En partant de Virginia Woolf et de sa méfiance des institutions, Virgine Despret et Isabelle Stengers « se sont posé la question : qu'avons nous appris, nous les filles infidèles de Virginia qui avons, de fait rejoint les rangs des ”hommes cultivé” ? » (comme l'indique la quatrième de couverture).

Le livre comporte deux parties, l'une d'analyses et de réflexions, l'autre, pourrais-je, dire de ”concrétisation” avec un travail de (re)-formulation des réponses d'universitaires, de femmes n'ayant pas renoncé à « faire des histoires »

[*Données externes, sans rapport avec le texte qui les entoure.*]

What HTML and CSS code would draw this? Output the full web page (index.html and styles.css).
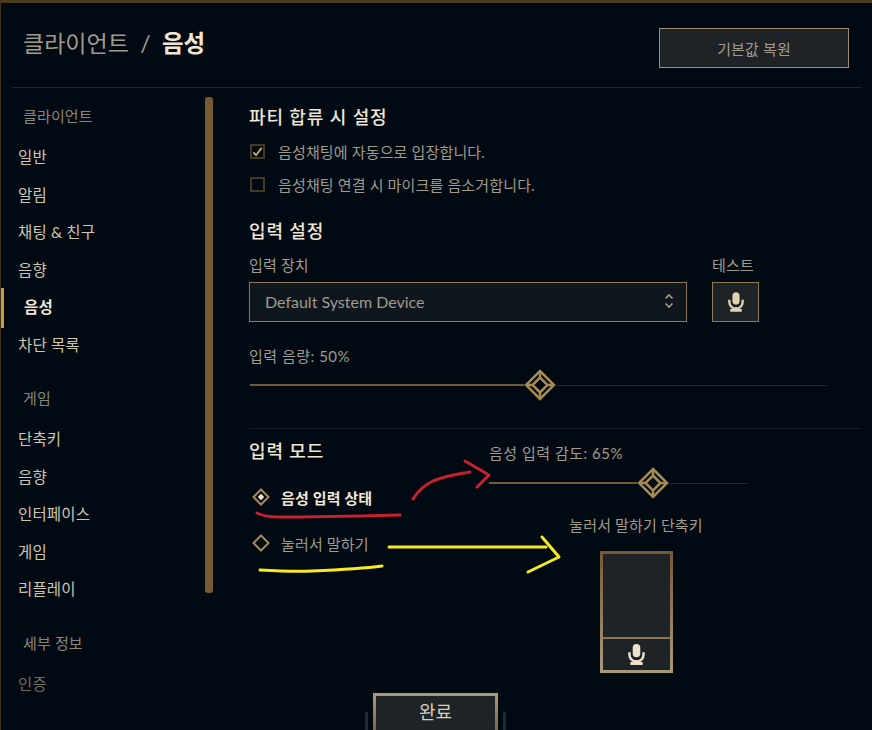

Ma connaissance de l'oeuvre de Virginia Woolf est très fragmentaire, je ne discuterais donc pas les propos des auteures. Mais j'en suis pas moins sensible à leur introduction à sa pensée, à la pensée et au genre. « Car le genre ne désigne pas seulement une construction socio-historique, mais une construction asymétrique » ou « Ainsi la catégorie ”homme” est considérée comme un universel, le fait qu'elle ne désigne en fait que 45% de l'humanité est invisibilisé »

Les interrogations des auteures sur la philosophie et la science, me semblent particulièrement bienvenues : « La question d'une science capable de s'ouvrir à des questions qu'elle a traditionnellement jugées comme ”non scientifique” – y compris les questions suscitées par la définition et les exigences d'une carrière scientifique et par la formation des futurs scientifiques – appartient plus que jamais à l'avenir.»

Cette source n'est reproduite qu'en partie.